▶ _Written instruction_
Leaving out every picture, quote the data below exactly as it appears.

▶ _Dataset content_
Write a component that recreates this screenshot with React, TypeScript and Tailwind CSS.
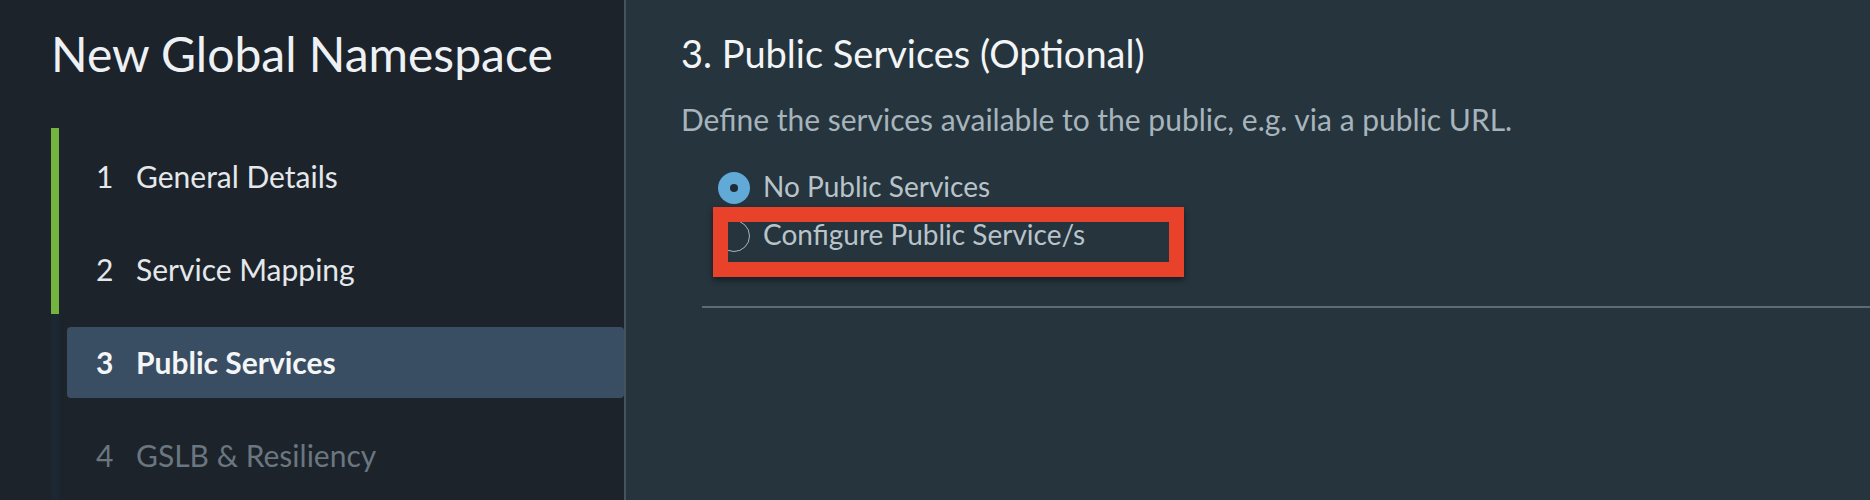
const steps = [
  { n: 1, label: "General Details", state: "done" },
  { n: 2, label: "Service Mapping", state: "done" },
  { n: 3, label: "Public Services", state: "active" },
  { n: 4, label: "GSLB & Resiliency", state: "todo" },
]

function StepItem({ n, label, state }: { n: number; label: string; state: string }) {
  const bar = state === "done" ? "bg-[#73b53e]" : "bg-[#1b2831]"
  const box = state === "active" ? "bg-[#394e62] font-bold text-[#f3f5f7]" : state === "done" ? "text-[#e4e8eb]" : "text-[#6a7680]"
  return (
    <li className="flex h-[93px]">
      <div className={`w-[8px] shrink-0 ${bar}`} />
      <div className="flex-1 pl-2 pt-[13px]">
        <div className={`flex h-[71px] items-center rounded-[4px] pl-[29px] text-[30px] ${box}`}>
          <span className="w-[40px]">{n}</span>
          <span>{label}</span>
        </div>
      </div>
    </li>
  )
}

export default function App() {
  return (
    <div className="flex h-[500px] w-[1870px] overflow-hidden font-['Lato',sans-serif]">
      <aside className="w-[626px] shrink-0 border-r-2 border-[#46525c] bg-[#1c232b] pl-[51px]">
        <h1 className="pt-[30px] text-[48px] leading-[48px] text-[#eef1f4]">New Global Namespace</h1>
        <ol className="mt-[50px]">
          {steps.map((s) => (
            <StepItem key={s.n} {...s} />
          ))}
        </ol>
      </aside>

      <main className="flex-1 bg-[#25343d] pl-[55px]">
        <h2 className="pt-[31px] text-[38px] leading-[44px] text-[#f2f4f6]">3. Public Services (Optional)</h2>
        <p className="mt-[26px] text-[30px] leading-[36px] text-[#a7b4bc]">
          Define the services available to the public, e.g. via a public URL.
        </p>

        <div className="mt-[27px] pl-[37px] text-[28px] text-[#b8c3ca]">
          <label className="flex h-[48px] items-center">
            <span className="flex h-[32px] w-[32px] items-center justify-center rounded-full bg-[#61a9d7]">
              <span className="h-[8px] w-[8px] rounded-full bg-[#1e2b33]" />
            </span>
            <span className="ml-[13px] pb-[5px]">No Public Services</span>
          </label>
          <label className="relative flex h-[48px] items-center">
            <span className="h-[32px] w-[32px] rounded-full border-[1.5px] border-[#aab5bc]" />
            <span className="ml-[13px] pb-[5px]">Configure Public Service/s</span>
            <div className="absolute left-[-5px] top-[-5px] h-[70px] w-[471px] border-[15px] border-[#e8432a] shadow-[0_3px_6px_rgba(0,0,0,0.45)]" />
          </label>
        </div>

        <hr className="ml-[21px] mt-[46px] border-t-2 border-[#5d6b75]" />
      </main>
    </div>
  )
}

▶ _Complete answer_
Write a component that recreates this screenshot with React, TypeScript and Tailwind CSS.
const steps = [
  { n: 1, label: "General Details", state: "done" },
  { n: 2, label: "Service Mapping", state: "done" },
  { n: 3, label: "Public Services", state: "active" },
  { n: 4, label: "GSLB & Resiliency", state: "todo" },
]

function StepItem({ n, label, state }: { n: number; label: string; state: string }) {
  const bar = state === "done" ? "bg-[#73b53e]" : "bg-[#1b2831]"
  const box = state === "active" ? "bg-[#394e62] font-bold text-[#f3f5f7]" : state === "done" ? "text-[#e4e8eb]" : "text-[#6a7680]"
  return (
    <li className="flex h-[93px]">
      <div className={`w-[8px] shrink-0 ${bar}`} />
      <div className="flex-1 pl-2 pt-[13px]">
        <div className={`flex h-[71px] items-center rounded-[4px] pl-[29px] text-[30px] ${box}`}>
          <span className="w-[40px]">{n}</span>
          <span>{label}</span>
        </div>
      </div>
    </li>
  )
}

export default function App() {
  return (
    <div className="flex h-[500px] w-[1870px] overflow-hidden font-['Lato',sans-serif]">
      <aside className="w-[626px] shrink-0 border-r-2 border-[#46525c] bg-[#1c232b] pl-[51px]">
        <h1 className="pt-[30px] text-[48px] leading-[48px] text-[#eef1f4]">New Global Namespace</h1>
        <ol className="mt-[50px]">
          {steps.map((s) => (
            <StepItem key={s.n} {...s} />
          ))}
        </ol>
      </aside>

      <main className="flex-1 bg-[#25343d] pl-[55px]">
        <h2 className="pt-[31px] text-[38px] leading-[44px] text-[#f2f4f6]">3. Public Services (Optional)</h2>
        <p className="mt-[26px] text-[30px] leading-[36px] text-[#a7b4bc]">
          Define the services available to the public, e.g. via a public URL.
        </p>

        <div className="mt-[27px] pl-[37px] text-[28px] text-[#b8c3ca]">
          <label className="flex h-[48px] items-center">
            <span className="flex h-[32px] w-[32px] items-center justify-center rounded-full bg-[#61a9d7]">
              <span className="h-[8px] w-[8px] rounded-full bg-[#1e2b33]" />
            </span>
            <span className="ml-[13px] pb-[5px]">No Public Services</span>
          </label>
          <label className="relative flex h-[48px] items-center">
            <span className="h-[32px] w-[32px] rounded-full border-[1.5px] border-[#aab5bc]" />
            <span className="ml-[13px] pb-[5px]">Configure Public Service/s</span>
            <div className="absolute left-[-5px] top-[-5px] h-[70px] w-[471px] border-[15px] border-[#e8432a] shadow-[0_3px_6px_rgba(0,0,0,0.45)]" />
          </label>
        </div>

        <hr className="ml-[21px] mt-[46px] border-t-2 border-[#5d6b75]" />
      </main>
    </div>
  )
}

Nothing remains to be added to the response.